The bar after the event was heaving with excitement at what had just been witnessed.

People thrashing out post show ideas, unsure whether what they had seen was offensive or genius, but either way certain that for an hour and forty minutes they had been part of something exhilarating.

leaflet

It gets me thinking about where arts in my area has come since that production, and where it is going next. The Spring season has been sparse in quantity, but high on quality. We’ve hosted children’s productions, vintage revivals, and a fascinating one man show 14th Tale by Inua Ellams from Fuel Theatre.

Interest in the piece was initially slow as the flyer was too ambiguous. People in the community were asked why they wouldn’t want to book for the show, the majority claimed that ‘it’s not my thing’. How do people know it’s not their thing if they are not prepared to see it? Curiosity eventually grew and attracted a large and diverse crowd.

Audiences in my area are clever, but somewhat underestimated. Opinions get lost. There is a strange mix of obligation, wanting to be entertained, and frustration at having to go through the process of booking. Customers being involved in the administration of their own enjoyment seems to stifle the heart of the artwork, and makes me wonder whether more improvised performances would be the best tonic for theatre in my neighbourhood.

At school I remember learning some of Samuel Beckett’s stream of consciousness monologues. I’d love to read them publicly in unexpected places and see what kind of effect if any that they had.

For those people unsure of what they want to see, maybe theatre makers should do purposefully pointless theatrical exercises. How about setting a production of ‘Abigail’s Party’ in the modern day? It would certainly lose some of its original kudos but maybe gain a new level of as yet undiscovered value.

I feel the way forward is for people to talk as much as they can about what they’ve seen, be it good or bad, audiences and theatre makers can keep theatre alive in a community simply by word of mouth, the greatest marketing tool.

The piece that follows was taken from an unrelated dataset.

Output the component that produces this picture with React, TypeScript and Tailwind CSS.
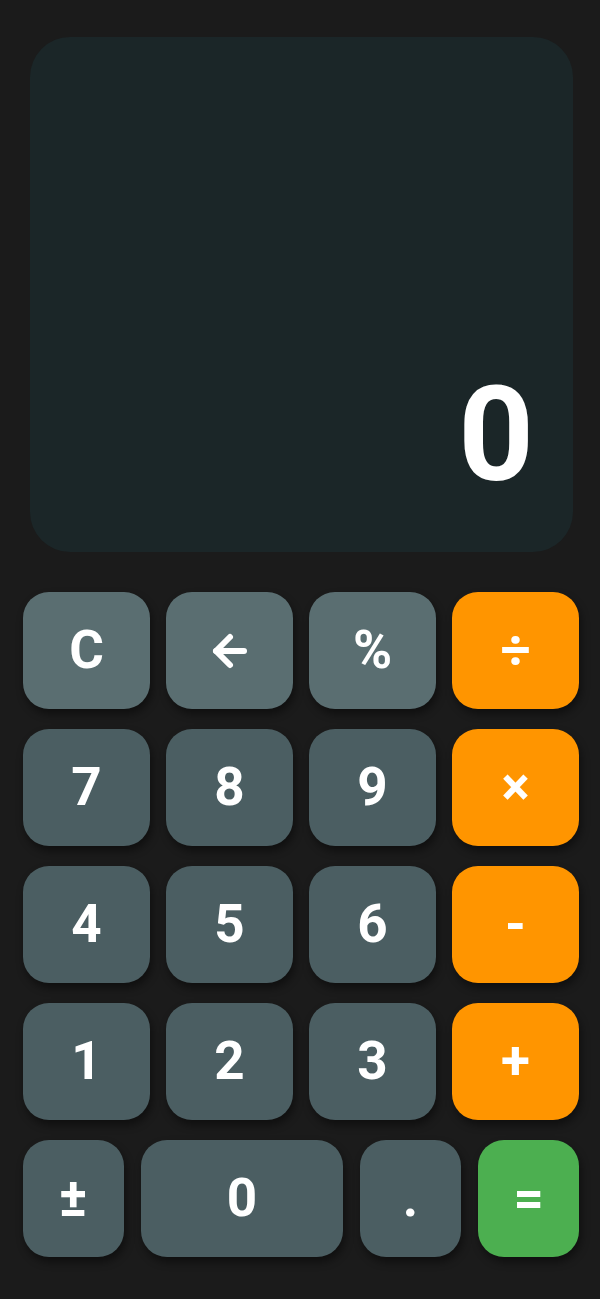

Theatre in Poole often feels secondary to events happening in the capital city, ‘always the bridesmaid but never the bride’. Unlike ‘The Iron Lady’ Poole has shown the capacity to be turned, but similar to her, has shown it is not the dowdy spinster that it initially appears to be.

Chris is a writer who lives and works in Poole

Artists and audiences: a two way street

by Catherine Love
“It depends on the nature of the work and your long term aims.” Inua Ellams’ response to my question about engaging with audiences, asked after the first of his two performances of The 14th Tale at the Continental in Preston, all of a sudden prompts me to think about what we’re doing from a slightly different angle. For all the talking that has gone on elsewhere, this is the first time I’ve had a proper conversation about New Theatre in Your Neighbourhood with one of the artists involved. I realise, with a sharp prick of guilt, that in thinking so much about audiences I’ve been thinking less about the work.

Other than taking it to more people, what does a deeper engagement with the audience do for a piece like The 14th Tale? It’s a show that’s now been going for a number of years, playing at venues including the National Theatre and touring all around the country. While it charts Inua’s own journey from Nigeria to London by way of Dublin, the piece is less about place than about people; about Inua’s cheeky, mischief-making younger self, a trouble-maker from a long line of trouble-makers. At its heart this is a sharing of stories, a theatrical form with deep and wide-stretching roots, and a form that invites us to think about our own stories, our own memories and anecdotes. In every place it visits, every community it encounters, those stories will be different.

My conversation with Inua follows a disappointing turn out at the Continental, dampening an encouragingly positive reaction from those who did attend. Christina puts it nicely when she describes the night’s audience as “small but perfectly formed”. Sadly aware of the depleted audience, and with the aims of this particular project in mind, I ask Inua if he finds the current touring structure frustrating. In part, I suppose I’m asking because I know I would be frustrated. But Inua seems surprised by the question. “I don’t know anything else,” he shrugs. For him, the focus is on the work, and touring simply provides a vehicle for it to reach and connect with more people.

This conversation is followed by others the following Thursday, as a number of Fuel’s artists are brought together for FuelFest at the Bristol Old Vic. After the first ever performance of Victorian in the Wall, which will be visiting Malvern, Colchester and Poole during its tour as part of New Theatre in Your Neighbourhood, company member Chris Branch chats to me briefly about his experiences of touring. He sees touring as an ideal way of developing a show over its life, particularly in the case of devised and ever-evolving work such as The Victorian in the Wall. The dynamic can be tested with different audiences, gauging different reactions in different places and feeding that wealth of audience response into the piece as they go. It sounds – to reluctantly use a word that the show itself would probably ridicule – sort of organic.

I’m brought back to these thoughts a few days later, at a post-show discussion as part of Sprint Festival at Camden People’s Theatre. Following a work-in-progress showing of Made In China’s new show Gym Party, a line-up of programmers and producers are discussing a new initiative that has seen four different festivals – Sprint, Sampled, Mayfest and Pulse – collaborate in order to commission the piece. The driving idea behind this joint commission is that it will allow the work to mature over the four festivals, all spaced out across spring and summer, providing opportunities for increasingly developed work-in-progress showings in front of a range of audiences.

While this is a very different proposition to New Theatre in Your Neighbourhood – it’s festival based, it’s supporting just the one show, and the focus is on the artists rather than the audience – it offers a striking model for developing work in partnership with audiences around the country. Although much of New Theatre in Your Neighbourhood is about forming more meaningful connections with audiences, connections – like conversations – go both ways. The positive impact that these deepening encounters might have on the theatre involved during its lifetime and constant evolution must surely be part of any improved model for touring, creating an improved structure for both audiences and artists.